The de-duplication effect is enhanced even when managing data blocks by dividing them into fixed-length data.
Every time a data block is entered, a controller for managing data blocks: sequentially sets a search area of a fixed size from a top of each data block to an end thereof; calculates a first hash value of data belonging to each search area; allocates a search area(s), for which the first hash value becomes a first set value, to a first chunk from among each of the search areas; allocates a search area(s), for which the first hash value is a minimum value, to a second chunk from among the search areas existing in an area larger than the search area if the area larger than the search area exists in an area other than the area to which the first chunk is allocated; allocates an area(s) smaller than the search area to a third chunk; calculates a second hash value from data of each chunk; and manages chunks having the same second hash value, as de-duplication chunks.

Description

    TECHNICAL FIELD
  • The present invention relates to a storage system and its data processing method.
  • BACKGROUND ART
  • Conventionally, there is a storage system equipped with storage devices having a plurality of storage units, and a controller for controlling data input to, or output from, the storage devices based on access requests from a client terminal.
  • With this type of storage system, a plurality of pieces of data are stored in each data block, where the data are arrayed, in the storage devices. There is a suggested technique for storing data as described above by repeating processing for: sequentially setting a window of a fixed size, for example, from the top of each data block; calculating a hash value of data in each window; and, if the calculated hash value corresponds to a previously set value V, dividing the data block into subblocks at that position; and, if the calculated hash value does not correspond to the set value V, shifting the window by 1 byte until the hash value in the window corresponds to the set value V (see Patent Literature 1).
  • Patent Literature 1 discloses that when managing a plurality of data blocks, a data block of each generation is divided into a plurality of subblocks, a hash value is calculated from data of each subblock, the hash values of the subblocks of each generation are compared, and the subblocks having the same hash value are managed as subblocks for de-duplication.
  • CITATION LIST Patent Literature
  • PTL 1: U.S. Pat. No. 5,990,810
  • SUMMARY OF INVENTION Technical Problem
  • According to the conventional technology, the processing for shifting the window by 1 byte until the hash value of data in the window corresponds to the set value V. So, the data size of each subblock created by dividing data blocks is a variable length and the subblocks are of different data sizes. Consequently, the probability of obtaining the same hash value from data of each subblock is low and the de-duplication effect will be reduced even if each subblock is managed by using the hash values.
  • Furthermore, when using storage media for storing data in fixed-length data blocks is considered, data blocks for variable-length data cannot be stored efficiently in the storage media.

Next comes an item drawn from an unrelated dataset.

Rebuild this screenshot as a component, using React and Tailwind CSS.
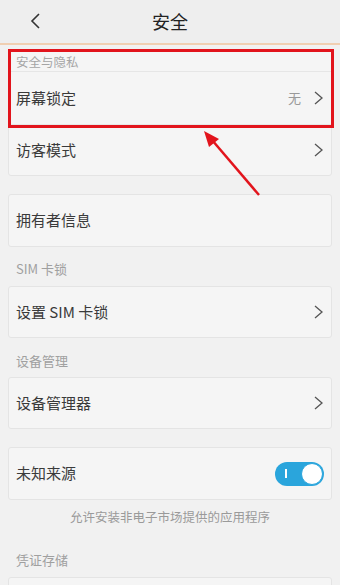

  • The present invention was devised in light of the problems of the above-described conventional technology and it is an object of the invention to provide a storage system and its data processing method capable of enhancing the de-duplication effect even when managing data blocks by dividing them into fixed-length data.
  • Solution to Problem
  • In order to achieve the above-described object, a storage system according to the present invention is configured so that in a process of sequentially processing data blocks composed of a plurality of pieces of data, a controller for controlling data input to, or output from, storage devices based on an access request from an access requestor: sequentially sets a search area of a fixed size from a top of each data block to an end thereof; calculates a first hash value of each search area from data of each set search area; divides an area of each data block into a plurality of areas on the basis of the calculated first hash value; allocates each of the divided areas to a chunk of a fixed size; calculate a second hash value of the chunk from data of each chunk; and manages each chunk allocated to each data block on the basis of the calculated second hash value. When this happens, the controller compares the second hash value of each allocated chunk between each data block; and if the chunks having the same second hash value are allocated to each data block, the controller manages the chunks having the second hash value, from among the chunks allocated to each data block, as de-duplication chunks.
  • Advantageous Effects of Invention
  • The de-duplication effect can be enhanced according to the present invention even when managing data blocks by dividing them into fixed-length data.
  • BRIEF DESCRIPTION OF DRAWINGS
  • FIG. 1 is a block diagram explaining the overview of the invention.
  • FIG. 2 is a characteristic diagram explaining the relationship between hash values for low-order M bits and offsets.
  • FIG. 3 is a configuration diagram showing data blocks of a plurality of generations.
  • FIG. 4 is a configuration diagram of a management table for managing data of data blocks of a plurality of generations.
  • FIG. 5 is a block diagram of a computer system according to a first embodiment of the present invention.
  • FIG. 6 is a configuration diagram of virtual volume information.
  • FIG. 7 is a configuration diagram of data block storage information.
  • FIG. 8 is a configuration diagram of chunk index information.
  • FIG. 9 is a flowchart explaining the content of data division processing.
  • FIG. 10 is a flowchart explaining the content of concatenated chunk creation processing.
  • FIG. 11 is a flowchart explaining the content of de-duplication processing.
  • FIG. 12 is a block diagram of a computer system according to a second embodiment of the present invention.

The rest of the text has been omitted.